The reality of it is it’s much like starting a restaurant. These businesses have high risk to the bank, so the banks don’t tend to like to loan money. You’re really going to have to get your money in one of the ways I described, friends, family, credit cards, taking out a mortgage on your home, things of that sort, or if you can find somebody that’s successful to loan you the money. They’re going to want a pretty big piece of your business for taking the risk along with you, because it’s a lot of risk. You’re giving away quite a bit of your business basically to just get a faster start.
The reason I told you about the podcast is I’d love to have you think about this a different way. Think about your business career as a journey. It’s so easy to read news articles and listen to podcasts and hear the story of the guy that’s in his 20s, and it’s generally a tech story these days. It’s a guy that’s in his 20s that just sold for $30 million or $40 million or $100 million or whatever that number is. The reality is there was a thousand other guys like him trying to do it that you never heard about. There’s a whole bunch of those guys that didn’t raise money to do it; they did it themselves. They cash floated themselves, they grew slower in the beginning, but later, things started to take off. My point here is that you only hear about the big stories, the very few. What it does to all of us is it makes all of us think that, “Man, I need to make it on my first thing. I need to have this first thing go big and go big fast, and I need to cash out and be done.”
The reality is, and the way I’d encourage you to think about this is, your business career is a journey. If you’re trying to find money for your first business now, this is your first business. If you learn the skills to build a company, you learn how to build a team and you learn how to market, you learn how to build a leadership team to help you run the company, you learn how to recruit, you learn how to sell, you learn how to cash float the company, you learn all the legal side of it, you learn all this stuff that, again, might intimidate you because it’s a lot of stuff to learn, but you don’t have to learn it all at once. It just slowly happens over time, and then one day you wake up and you’re like, “Man, I can’t believe I learned all that.”

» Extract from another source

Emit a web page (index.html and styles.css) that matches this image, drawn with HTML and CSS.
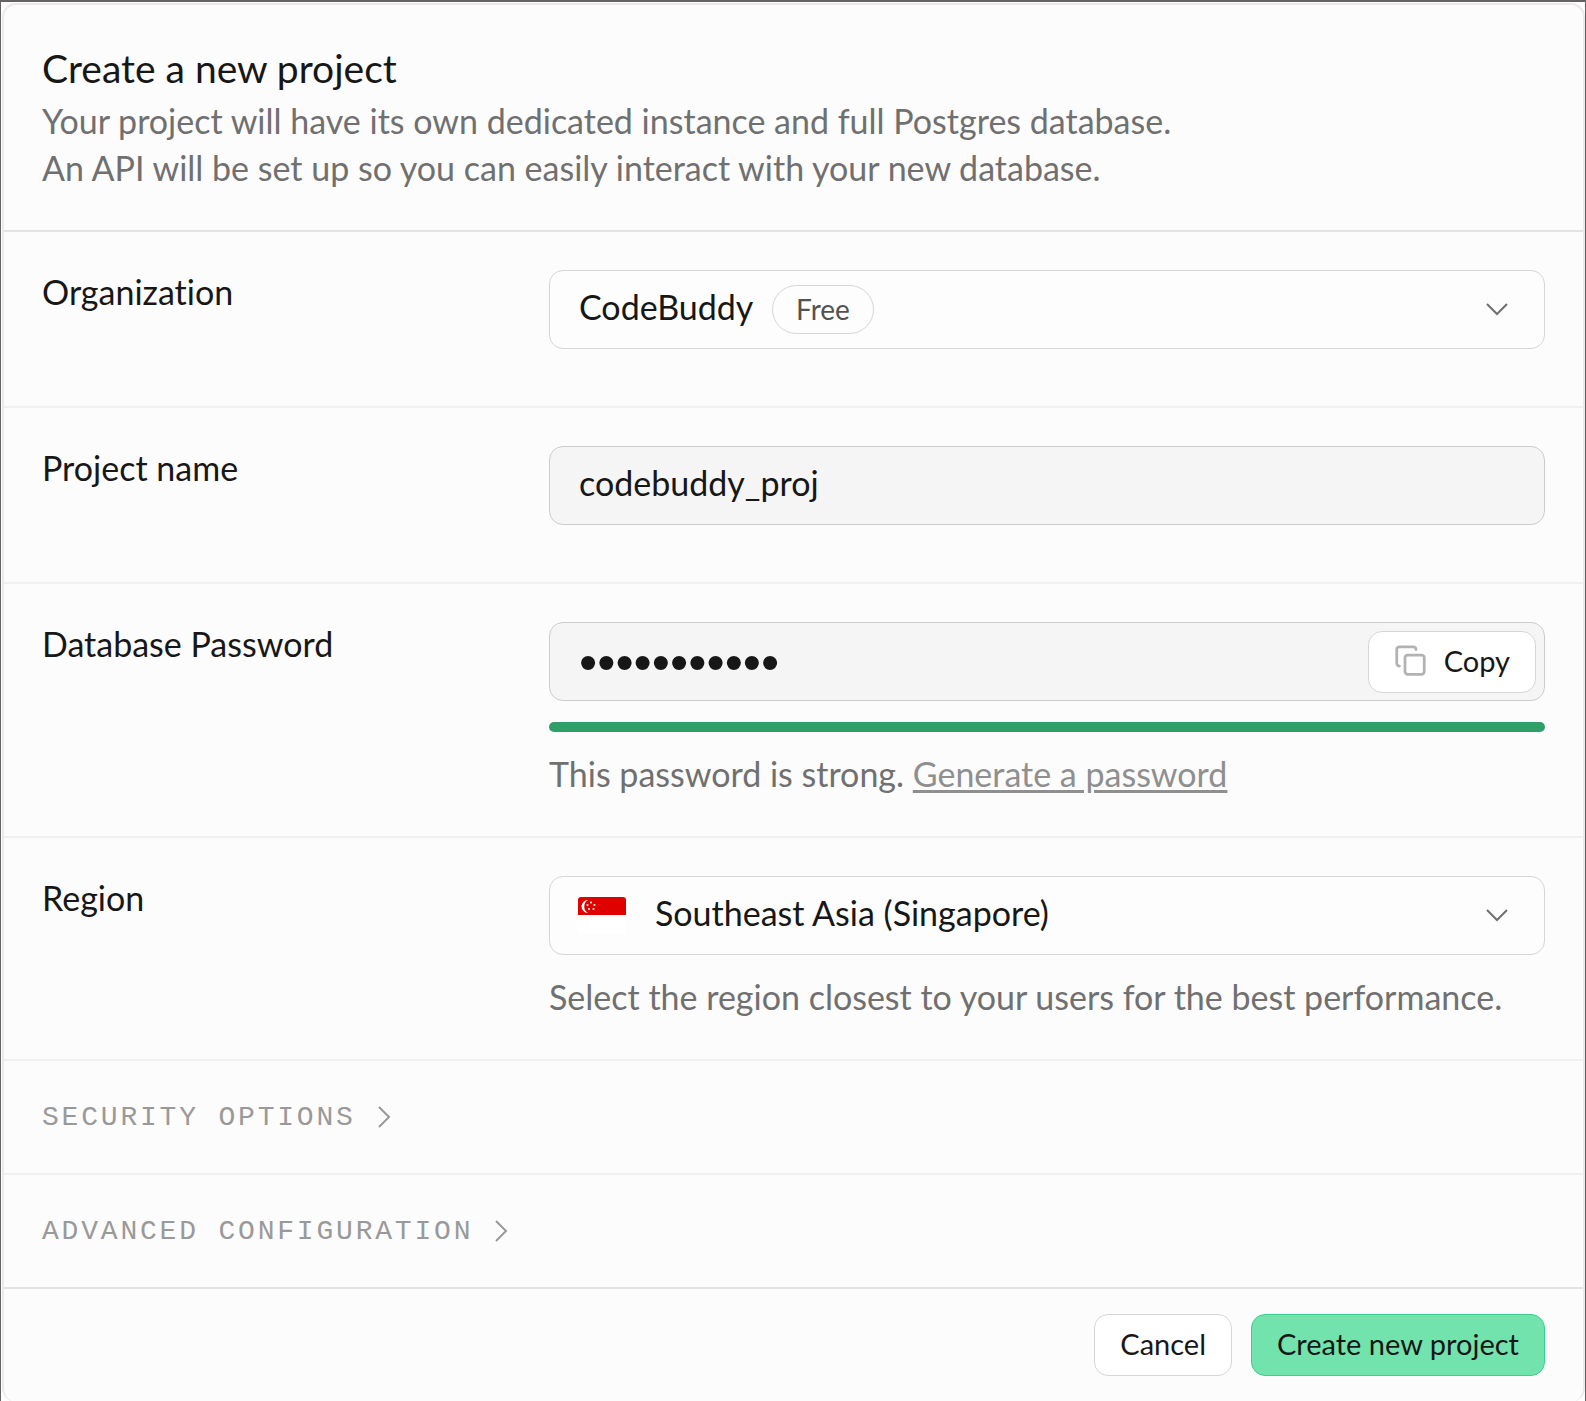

If you go through that process, then you’ll know how to do your second business and your third business. There’s a next thing in life. We’re going to be around for a while. This is just your first thing. Who cares if it takes a couple extra years in the broad scheme of a 40-year career or maybe longer, because when you own the thing and other people run it for you, why would you retire? Back to my point, who cares if it takes you a couple years longer to build your very first thing, because along the way you learn a lot of lessons. If you could have 50 grand today to start it and you could shave 12 months of time off of growing the business by giving up some ownership and getting 50 grand or 100 grand versus not getting that money and taking a little bit longer to get there, does it really matter over the course of a 40-year period or a 30-year career, over the course of owning multiple companies? Maybe this is just your first thing.
I’m saying it’s going to be very difficult to go get a bank loan. You could find an investor. It’s going to be somewhat challenging, and if you’re going to get an investor, I wouldn’t just get one for money. I would get an investor that has the experience that can show you how to do it. Otherwise, you’re giving up a lot of equity and getting no advice. You’re just getting money. What happens when you raise money is you basically take money and you apply it to bad thinking, because in the beginning, you don’t know what to do, you don’t know the ideal business model, you don’t know who the ideal client is, you don’t know the marketing that works best.
You don’t know all these things, so what you do is you pour money into bad decisions, whereas if you have to first figure it out, you’re forced to be aggressive, you’re forced to scrap, you’re forced to work really hard. You’re forced to figure stuff out, find creative solutions because there isn’t any money, so you get to a place faster where you figured out what to do and what the right things to do are. My argument is that if you do raise money, it should probably be 4 or 5 years out when you’ve figured everything out, because now you can pour good money on top of good strategy instead of good money on top of bad thinking and bad strategy, and that’s what happens generally when you raise money early in the businesses.
Again, I say all that because I want to give you some encouragement that there’s an alternative way of thinking, that raising money probably isn’t even the best strategy anyway. If you can’t get it, don’t be completely beat down and say, “Well, I can’t do it. I’ll have to wait till some day I have money or some day I can raise money.” No, just go out and start doing this thing on the side now. Just get your first mower, get your first truck. Stock it with your initial irrigation parts. Get your first whatever, your pool equipment or whatever it is and just start doing some stuff on the side. Go make that first $1000. Then get that next $5000 in recurring business.
Yep, you didn’t have money, so it took a little longer to get there, but you got there. That’s the path to follow. Don’t be beat down if you can’t raise money, because it is very difficult to do in these types of businesses. Start doing something, and then think about what I was talking about. You’re playing the long game. This is not a figure-it-all-out, cash-out, 5-year kind of thing. This is build the experience so I can build the next thing that’s even bigger and then the next thing that’s even bigger. That’s how you create wealth and that’s how you create confidence, because you have the knowledge to go do whatever it is you want to do later in life and whatever business it is you want to build later in life. Don’t give up if you can’t raise the money. Just find an alternative way to get there.